**Provided material:**
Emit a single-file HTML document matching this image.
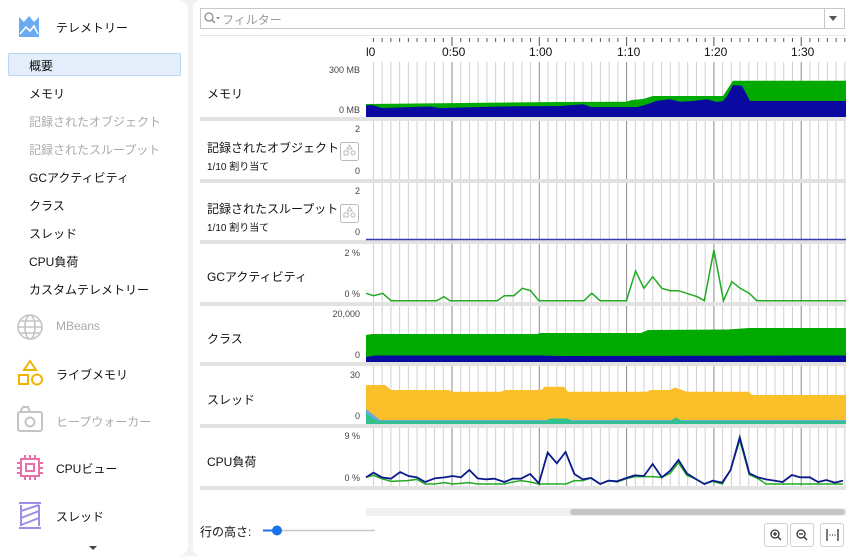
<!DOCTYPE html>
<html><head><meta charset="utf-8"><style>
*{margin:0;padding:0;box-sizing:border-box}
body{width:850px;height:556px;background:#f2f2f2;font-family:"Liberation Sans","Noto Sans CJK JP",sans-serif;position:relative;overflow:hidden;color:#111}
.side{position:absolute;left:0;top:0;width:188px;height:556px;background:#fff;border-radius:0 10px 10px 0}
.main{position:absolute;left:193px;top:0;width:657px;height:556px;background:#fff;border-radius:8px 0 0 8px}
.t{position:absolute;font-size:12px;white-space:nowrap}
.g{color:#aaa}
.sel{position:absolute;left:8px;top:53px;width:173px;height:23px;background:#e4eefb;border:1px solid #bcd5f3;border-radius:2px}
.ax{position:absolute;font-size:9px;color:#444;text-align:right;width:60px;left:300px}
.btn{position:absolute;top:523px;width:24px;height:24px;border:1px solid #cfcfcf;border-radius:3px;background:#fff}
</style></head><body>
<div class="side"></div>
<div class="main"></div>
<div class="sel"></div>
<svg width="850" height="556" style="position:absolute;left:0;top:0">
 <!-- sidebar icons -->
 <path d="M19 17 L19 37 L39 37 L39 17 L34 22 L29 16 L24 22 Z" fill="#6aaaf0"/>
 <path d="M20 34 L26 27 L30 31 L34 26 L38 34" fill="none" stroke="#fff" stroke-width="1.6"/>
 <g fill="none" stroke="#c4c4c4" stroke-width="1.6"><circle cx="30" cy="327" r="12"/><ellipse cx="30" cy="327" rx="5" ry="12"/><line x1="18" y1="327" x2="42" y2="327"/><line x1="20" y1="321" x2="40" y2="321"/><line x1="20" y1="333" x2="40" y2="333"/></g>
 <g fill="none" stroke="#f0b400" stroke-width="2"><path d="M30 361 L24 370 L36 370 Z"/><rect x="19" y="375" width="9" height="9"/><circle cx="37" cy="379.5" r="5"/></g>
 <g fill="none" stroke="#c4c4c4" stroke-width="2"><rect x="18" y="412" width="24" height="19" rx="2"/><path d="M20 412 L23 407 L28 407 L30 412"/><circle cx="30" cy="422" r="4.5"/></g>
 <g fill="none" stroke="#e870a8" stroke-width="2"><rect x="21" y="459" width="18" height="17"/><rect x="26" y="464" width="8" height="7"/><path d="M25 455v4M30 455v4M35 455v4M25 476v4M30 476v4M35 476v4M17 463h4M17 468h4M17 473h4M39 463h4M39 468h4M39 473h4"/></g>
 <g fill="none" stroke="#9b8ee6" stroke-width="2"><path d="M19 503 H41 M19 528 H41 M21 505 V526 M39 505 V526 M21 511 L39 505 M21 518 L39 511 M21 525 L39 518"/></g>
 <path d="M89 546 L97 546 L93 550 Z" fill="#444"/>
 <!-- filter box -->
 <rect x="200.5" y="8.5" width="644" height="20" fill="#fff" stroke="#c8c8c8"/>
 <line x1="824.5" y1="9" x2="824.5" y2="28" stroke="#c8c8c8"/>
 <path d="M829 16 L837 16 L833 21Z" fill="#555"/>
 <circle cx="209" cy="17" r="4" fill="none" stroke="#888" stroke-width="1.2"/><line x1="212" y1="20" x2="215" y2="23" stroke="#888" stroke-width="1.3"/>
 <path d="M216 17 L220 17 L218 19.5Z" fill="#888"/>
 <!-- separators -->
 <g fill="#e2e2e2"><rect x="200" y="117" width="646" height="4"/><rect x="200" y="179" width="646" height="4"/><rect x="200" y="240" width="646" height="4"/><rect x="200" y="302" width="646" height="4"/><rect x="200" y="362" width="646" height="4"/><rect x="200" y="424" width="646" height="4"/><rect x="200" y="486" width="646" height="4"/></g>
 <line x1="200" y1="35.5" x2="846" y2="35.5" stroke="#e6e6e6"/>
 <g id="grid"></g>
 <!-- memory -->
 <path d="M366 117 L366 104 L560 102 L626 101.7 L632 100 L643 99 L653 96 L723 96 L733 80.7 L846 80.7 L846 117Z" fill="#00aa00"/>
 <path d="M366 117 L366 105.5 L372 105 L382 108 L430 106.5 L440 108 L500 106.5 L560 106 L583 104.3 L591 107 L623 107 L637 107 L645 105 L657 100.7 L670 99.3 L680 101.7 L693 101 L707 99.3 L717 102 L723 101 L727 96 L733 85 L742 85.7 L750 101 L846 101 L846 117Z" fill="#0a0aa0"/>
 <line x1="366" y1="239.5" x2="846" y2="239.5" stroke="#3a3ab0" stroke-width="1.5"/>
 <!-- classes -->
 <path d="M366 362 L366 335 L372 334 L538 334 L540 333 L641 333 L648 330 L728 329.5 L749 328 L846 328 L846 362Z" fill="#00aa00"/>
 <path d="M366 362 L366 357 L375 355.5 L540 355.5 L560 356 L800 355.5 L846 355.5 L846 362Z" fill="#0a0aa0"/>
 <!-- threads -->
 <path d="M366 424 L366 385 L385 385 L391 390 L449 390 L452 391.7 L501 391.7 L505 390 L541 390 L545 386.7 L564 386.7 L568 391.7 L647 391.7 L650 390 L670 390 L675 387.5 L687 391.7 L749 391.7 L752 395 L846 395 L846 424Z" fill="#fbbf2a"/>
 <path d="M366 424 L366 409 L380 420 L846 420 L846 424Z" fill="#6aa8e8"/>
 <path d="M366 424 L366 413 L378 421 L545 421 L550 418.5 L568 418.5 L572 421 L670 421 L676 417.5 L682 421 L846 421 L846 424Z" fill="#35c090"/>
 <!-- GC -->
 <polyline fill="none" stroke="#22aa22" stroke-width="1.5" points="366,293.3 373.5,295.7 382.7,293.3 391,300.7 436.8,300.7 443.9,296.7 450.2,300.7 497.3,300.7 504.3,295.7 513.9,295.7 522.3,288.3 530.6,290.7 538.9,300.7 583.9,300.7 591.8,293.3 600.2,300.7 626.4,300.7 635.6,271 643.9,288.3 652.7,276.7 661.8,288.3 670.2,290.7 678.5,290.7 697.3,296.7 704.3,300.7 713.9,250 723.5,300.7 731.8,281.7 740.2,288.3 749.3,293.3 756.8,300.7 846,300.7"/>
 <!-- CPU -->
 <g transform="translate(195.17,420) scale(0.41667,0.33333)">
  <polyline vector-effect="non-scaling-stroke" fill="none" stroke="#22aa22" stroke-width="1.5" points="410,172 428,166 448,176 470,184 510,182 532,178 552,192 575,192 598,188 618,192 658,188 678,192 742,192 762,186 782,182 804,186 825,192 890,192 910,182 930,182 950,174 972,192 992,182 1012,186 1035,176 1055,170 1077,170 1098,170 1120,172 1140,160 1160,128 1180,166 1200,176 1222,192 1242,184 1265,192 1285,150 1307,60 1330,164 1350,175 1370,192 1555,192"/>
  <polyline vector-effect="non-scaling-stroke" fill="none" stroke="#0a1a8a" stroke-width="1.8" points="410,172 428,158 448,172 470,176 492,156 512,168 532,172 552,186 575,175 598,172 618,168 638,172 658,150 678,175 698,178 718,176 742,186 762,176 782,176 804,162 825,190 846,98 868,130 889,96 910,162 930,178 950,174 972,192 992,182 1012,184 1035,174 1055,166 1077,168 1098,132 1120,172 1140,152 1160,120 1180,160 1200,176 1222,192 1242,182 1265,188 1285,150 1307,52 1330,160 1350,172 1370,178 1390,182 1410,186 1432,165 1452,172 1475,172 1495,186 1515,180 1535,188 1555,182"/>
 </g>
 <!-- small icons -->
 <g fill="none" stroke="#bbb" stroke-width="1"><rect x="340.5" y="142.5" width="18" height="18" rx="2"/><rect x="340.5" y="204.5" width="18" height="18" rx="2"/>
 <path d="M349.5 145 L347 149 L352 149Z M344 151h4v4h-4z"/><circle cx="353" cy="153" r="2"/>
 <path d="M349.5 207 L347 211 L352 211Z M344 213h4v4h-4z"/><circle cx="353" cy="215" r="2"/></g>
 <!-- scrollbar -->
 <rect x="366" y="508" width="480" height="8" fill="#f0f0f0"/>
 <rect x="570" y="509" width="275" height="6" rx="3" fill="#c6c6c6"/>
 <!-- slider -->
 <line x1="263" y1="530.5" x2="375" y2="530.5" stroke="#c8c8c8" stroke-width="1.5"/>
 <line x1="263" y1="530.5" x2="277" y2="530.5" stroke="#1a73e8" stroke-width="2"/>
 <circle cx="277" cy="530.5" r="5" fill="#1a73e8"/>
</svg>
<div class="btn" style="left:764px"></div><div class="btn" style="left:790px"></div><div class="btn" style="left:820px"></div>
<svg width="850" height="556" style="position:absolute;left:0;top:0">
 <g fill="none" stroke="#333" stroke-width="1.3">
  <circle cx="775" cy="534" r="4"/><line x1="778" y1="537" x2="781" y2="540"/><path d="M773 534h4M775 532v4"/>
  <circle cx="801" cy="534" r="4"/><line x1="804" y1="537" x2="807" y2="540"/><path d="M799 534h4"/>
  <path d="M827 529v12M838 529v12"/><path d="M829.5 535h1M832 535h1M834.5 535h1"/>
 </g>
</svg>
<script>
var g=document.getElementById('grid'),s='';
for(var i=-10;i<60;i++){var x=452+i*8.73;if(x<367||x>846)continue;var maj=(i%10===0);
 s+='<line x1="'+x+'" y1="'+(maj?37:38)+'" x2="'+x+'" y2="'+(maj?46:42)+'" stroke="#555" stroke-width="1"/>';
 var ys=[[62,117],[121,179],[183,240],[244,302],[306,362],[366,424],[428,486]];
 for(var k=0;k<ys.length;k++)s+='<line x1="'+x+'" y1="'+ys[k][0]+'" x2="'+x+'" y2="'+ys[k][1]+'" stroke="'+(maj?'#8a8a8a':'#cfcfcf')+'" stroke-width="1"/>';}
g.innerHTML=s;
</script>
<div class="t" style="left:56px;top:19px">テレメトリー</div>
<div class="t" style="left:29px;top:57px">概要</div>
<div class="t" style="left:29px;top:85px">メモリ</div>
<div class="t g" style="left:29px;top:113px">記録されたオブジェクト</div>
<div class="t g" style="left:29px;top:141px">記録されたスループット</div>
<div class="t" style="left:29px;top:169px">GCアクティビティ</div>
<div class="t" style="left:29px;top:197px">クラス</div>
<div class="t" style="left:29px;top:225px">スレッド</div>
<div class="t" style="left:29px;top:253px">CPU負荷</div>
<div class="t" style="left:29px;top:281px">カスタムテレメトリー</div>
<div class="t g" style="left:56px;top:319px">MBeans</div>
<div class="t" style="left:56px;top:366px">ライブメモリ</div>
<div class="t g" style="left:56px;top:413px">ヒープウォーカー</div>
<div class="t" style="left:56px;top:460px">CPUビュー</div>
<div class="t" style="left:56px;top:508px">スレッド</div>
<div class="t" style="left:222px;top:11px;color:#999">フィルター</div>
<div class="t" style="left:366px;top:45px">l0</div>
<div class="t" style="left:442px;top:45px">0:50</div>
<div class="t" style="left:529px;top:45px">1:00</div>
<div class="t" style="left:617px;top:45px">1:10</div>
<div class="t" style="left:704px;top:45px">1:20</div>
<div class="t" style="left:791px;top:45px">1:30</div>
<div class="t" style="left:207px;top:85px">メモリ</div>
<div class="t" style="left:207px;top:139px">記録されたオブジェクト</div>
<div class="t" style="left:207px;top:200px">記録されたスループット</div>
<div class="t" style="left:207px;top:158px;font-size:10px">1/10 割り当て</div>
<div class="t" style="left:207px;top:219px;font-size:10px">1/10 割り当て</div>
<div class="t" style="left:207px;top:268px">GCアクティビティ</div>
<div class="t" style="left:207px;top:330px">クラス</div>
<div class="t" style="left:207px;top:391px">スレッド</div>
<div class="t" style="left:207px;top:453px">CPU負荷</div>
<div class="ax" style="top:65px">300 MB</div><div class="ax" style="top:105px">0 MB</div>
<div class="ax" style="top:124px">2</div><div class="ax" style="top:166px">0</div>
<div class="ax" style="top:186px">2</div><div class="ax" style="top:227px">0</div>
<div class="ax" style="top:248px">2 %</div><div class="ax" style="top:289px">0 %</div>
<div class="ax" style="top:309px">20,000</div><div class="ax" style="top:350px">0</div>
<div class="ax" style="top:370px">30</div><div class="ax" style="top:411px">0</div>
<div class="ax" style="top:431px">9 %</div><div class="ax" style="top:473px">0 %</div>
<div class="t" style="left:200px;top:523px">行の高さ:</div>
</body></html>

**Problem requirements:** Read through the data and copy every line where "document" shows up.

**Answer to this exercise:**
Emit a single-file HTML document matching this image.
var g=document.getElementById('grid'),s='';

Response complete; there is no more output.